[start of DATA FOR PROCESSING]
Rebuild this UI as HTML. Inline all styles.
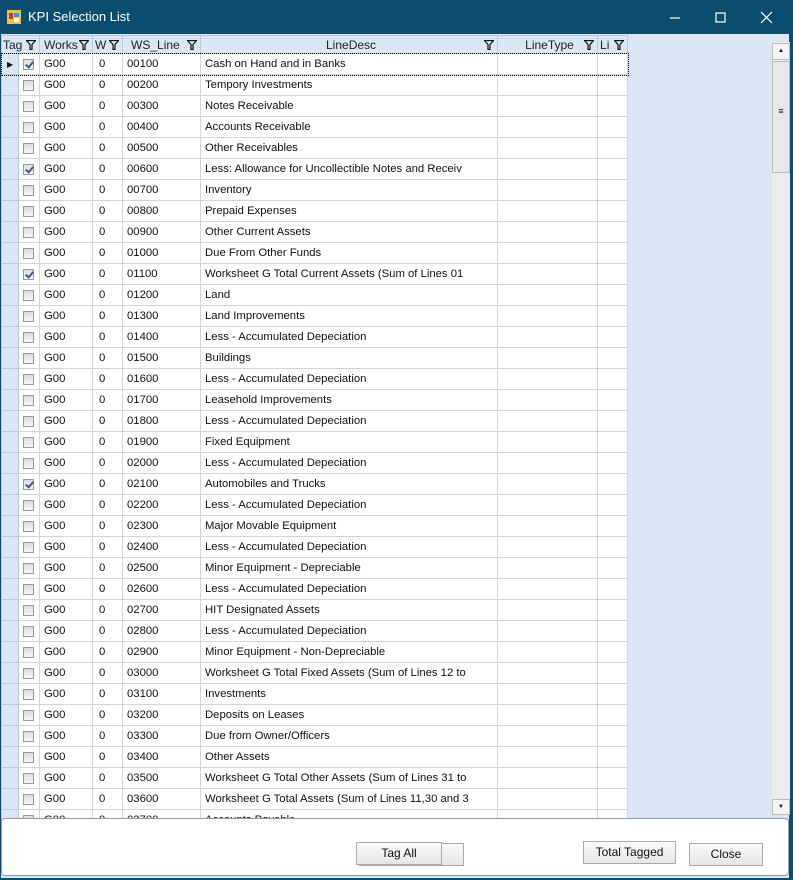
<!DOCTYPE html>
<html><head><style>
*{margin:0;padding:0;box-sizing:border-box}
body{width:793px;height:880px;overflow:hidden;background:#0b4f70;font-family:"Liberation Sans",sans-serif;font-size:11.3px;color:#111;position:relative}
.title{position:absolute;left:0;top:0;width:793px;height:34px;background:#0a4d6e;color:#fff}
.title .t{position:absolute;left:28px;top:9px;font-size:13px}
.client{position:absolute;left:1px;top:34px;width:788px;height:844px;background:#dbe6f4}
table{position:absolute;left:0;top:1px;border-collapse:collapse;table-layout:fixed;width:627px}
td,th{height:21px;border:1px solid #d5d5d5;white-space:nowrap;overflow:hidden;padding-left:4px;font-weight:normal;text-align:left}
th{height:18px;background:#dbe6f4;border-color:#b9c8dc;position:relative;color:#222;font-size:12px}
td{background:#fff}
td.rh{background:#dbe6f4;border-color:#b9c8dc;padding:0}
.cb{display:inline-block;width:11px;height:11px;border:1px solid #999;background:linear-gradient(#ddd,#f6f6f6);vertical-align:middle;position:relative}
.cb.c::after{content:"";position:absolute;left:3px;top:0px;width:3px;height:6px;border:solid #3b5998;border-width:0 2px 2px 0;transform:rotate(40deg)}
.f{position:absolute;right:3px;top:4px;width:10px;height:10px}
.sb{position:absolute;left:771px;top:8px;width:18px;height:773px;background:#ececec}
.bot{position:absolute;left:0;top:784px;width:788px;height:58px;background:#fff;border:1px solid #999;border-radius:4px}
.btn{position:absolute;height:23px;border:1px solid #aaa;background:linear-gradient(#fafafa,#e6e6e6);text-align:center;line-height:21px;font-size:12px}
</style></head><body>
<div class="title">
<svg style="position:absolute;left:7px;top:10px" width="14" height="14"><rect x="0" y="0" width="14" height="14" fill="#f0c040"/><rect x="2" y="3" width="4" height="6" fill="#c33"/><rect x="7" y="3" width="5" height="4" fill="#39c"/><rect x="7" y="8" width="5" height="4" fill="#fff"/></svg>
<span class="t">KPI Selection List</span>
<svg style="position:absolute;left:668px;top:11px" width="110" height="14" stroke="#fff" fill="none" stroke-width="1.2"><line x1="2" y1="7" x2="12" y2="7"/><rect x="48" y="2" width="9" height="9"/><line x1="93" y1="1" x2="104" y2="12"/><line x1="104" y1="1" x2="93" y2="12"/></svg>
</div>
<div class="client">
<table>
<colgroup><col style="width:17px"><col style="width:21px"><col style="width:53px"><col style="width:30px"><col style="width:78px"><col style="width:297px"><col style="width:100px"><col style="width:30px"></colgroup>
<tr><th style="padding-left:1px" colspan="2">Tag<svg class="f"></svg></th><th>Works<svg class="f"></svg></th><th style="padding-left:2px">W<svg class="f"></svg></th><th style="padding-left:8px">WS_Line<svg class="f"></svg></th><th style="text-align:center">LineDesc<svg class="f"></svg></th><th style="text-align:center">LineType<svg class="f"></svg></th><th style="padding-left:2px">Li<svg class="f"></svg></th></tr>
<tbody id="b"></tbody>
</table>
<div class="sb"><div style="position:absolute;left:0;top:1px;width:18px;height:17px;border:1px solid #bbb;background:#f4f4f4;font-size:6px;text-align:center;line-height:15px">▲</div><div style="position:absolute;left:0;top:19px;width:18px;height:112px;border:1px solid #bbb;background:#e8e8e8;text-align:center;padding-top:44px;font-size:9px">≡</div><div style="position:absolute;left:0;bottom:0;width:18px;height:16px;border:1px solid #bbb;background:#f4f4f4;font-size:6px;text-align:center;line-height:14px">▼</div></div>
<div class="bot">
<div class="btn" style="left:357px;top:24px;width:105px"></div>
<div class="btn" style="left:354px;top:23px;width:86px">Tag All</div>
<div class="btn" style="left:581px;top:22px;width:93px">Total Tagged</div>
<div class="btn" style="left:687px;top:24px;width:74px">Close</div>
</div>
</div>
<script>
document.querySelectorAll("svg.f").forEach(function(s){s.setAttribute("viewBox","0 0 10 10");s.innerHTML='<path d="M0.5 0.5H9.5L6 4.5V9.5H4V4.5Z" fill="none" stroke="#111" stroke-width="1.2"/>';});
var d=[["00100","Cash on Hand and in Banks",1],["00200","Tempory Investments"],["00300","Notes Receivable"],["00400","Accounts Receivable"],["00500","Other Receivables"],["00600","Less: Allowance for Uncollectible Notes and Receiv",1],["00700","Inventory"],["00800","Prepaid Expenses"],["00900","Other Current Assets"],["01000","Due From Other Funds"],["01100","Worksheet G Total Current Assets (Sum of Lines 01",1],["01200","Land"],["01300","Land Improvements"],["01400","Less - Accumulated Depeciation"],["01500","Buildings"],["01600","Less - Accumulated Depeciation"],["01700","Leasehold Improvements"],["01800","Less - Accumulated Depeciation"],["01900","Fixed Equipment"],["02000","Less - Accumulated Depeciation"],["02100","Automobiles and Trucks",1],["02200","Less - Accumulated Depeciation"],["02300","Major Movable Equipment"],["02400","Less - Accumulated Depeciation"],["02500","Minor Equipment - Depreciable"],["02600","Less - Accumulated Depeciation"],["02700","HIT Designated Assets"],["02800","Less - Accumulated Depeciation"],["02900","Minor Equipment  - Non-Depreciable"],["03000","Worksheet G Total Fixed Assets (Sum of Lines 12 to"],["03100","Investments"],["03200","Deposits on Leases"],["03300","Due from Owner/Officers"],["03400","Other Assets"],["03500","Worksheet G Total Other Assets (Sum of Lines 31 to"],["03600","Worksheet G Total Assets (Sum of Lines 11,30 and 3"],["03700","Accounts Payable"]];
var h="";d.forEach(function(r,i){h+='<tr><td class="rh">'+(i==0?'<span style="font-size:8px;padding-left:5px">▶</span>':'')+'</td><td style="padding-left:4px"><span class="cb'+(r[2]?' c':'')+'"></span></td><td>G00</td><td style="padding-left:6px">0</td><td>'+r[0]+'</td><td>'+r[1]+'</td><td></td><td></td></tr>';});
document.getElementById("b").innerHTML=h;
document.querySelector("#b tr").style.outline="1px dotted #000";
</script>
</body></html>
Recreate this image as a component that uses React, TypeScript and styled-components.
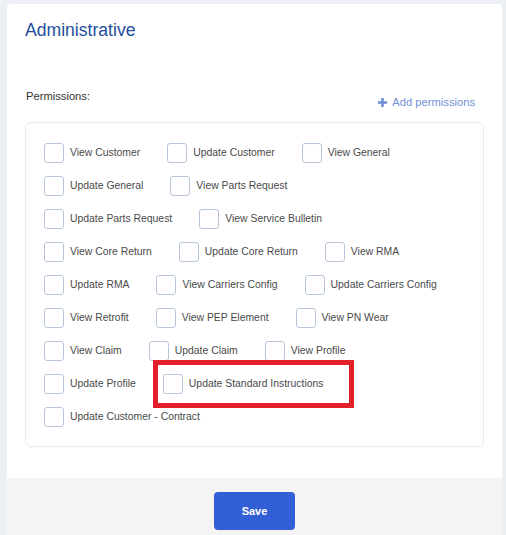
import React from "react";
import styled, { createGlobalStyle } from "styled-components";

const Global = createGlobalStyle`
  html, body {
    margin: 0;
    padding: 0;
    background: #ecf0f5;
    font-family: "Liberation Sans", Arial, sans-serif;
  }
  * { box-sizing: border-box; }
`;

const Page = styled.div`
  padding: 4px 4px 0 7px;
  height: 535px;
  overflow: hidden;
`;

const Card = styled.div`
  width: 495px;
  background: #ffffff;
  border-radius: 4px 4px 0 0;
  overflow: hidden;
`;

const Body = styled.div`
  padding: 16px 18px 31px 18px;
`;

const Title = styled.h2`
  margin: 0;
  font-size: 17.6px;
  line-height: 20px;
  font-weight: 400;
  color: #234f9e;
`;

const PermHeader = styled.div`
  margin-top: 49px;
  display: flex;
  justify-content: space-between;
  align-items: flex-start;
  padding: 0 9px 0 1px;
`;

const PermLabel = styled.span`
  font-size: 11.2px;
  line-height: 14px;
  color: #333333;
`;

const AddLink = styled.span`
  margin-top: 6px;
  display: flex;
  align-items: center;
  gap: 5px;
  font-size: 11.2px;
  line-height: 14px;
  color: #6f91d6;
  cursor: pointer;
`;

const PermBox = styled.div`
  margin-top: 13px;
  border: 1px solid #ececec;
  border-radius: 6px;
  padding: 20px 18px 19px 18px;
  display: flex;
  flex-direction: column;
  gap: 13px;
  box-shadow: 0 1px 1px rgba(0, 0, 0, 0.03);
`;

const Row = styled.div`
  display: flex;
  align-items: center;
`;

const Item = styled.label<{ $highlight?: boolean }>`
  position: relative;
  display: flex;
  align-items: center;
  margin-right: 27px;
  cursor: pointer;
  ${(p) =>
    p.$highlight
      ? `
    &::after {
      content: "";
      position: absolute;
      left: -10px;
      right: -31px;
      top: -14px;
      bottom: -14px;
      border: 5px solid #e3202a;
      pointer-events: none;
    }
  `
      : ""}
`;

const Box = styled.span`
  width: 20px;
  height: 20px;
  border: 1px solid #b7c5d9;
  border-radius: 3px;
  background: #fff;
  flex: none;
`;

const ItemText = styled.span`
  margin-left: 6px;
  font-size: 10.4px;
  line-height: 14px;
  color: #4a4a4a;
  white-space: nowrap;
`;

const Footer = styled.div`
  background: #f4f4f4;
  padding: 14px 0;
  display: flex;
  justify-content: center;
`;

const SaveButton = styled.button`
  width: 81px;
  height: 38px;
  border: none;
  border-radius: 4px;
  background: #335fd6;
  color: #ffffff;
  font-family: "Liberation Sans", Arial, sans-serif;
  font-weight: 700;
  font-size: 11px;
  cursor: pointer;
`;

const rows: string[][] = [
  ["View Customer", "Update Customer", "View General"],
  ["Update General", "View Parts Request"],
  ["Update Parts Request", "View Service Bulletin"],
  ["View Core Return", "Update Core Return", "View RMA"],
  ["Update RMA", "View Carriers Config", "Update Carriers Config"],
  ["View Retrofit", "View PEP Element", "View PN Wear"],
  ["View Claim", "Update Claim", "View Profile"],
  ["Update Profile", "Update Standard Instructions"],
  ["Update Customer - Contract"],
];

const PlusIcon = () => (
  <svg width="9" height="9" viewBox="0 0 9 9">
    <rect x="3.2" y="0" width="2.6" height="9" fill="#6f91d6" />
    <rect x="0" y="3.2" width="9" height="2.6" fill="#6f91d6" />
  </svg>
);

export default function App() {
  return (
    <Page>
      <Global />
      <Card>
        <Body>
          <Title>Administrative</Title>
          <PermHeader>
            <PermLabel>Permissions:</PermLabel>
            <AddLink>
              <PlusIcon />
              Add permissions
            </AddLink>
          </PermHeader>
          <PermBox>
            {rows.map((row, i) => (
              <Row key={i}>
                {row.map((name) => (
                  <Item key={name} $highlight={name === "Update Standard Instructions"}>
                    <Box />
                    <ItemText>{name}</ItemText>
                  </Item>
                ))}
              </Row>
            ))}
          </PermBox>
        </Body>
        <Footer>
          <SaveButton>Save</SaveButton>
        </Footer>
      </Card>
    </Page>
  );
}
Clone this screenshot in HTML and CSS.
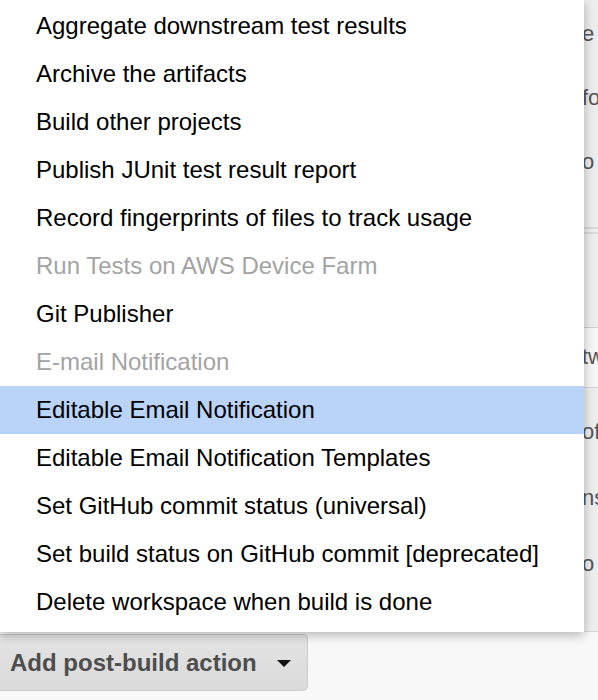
[end of DATA FOR PROCESSING]
## TASK TO COMPLETE
Filter lines by "components" and return each hit.

## PROBLEM SOLUTION
Recreate this image as a component that uses React, TypeScript and styled-components.
import styled, { createGlobalStyle } from "styled-components";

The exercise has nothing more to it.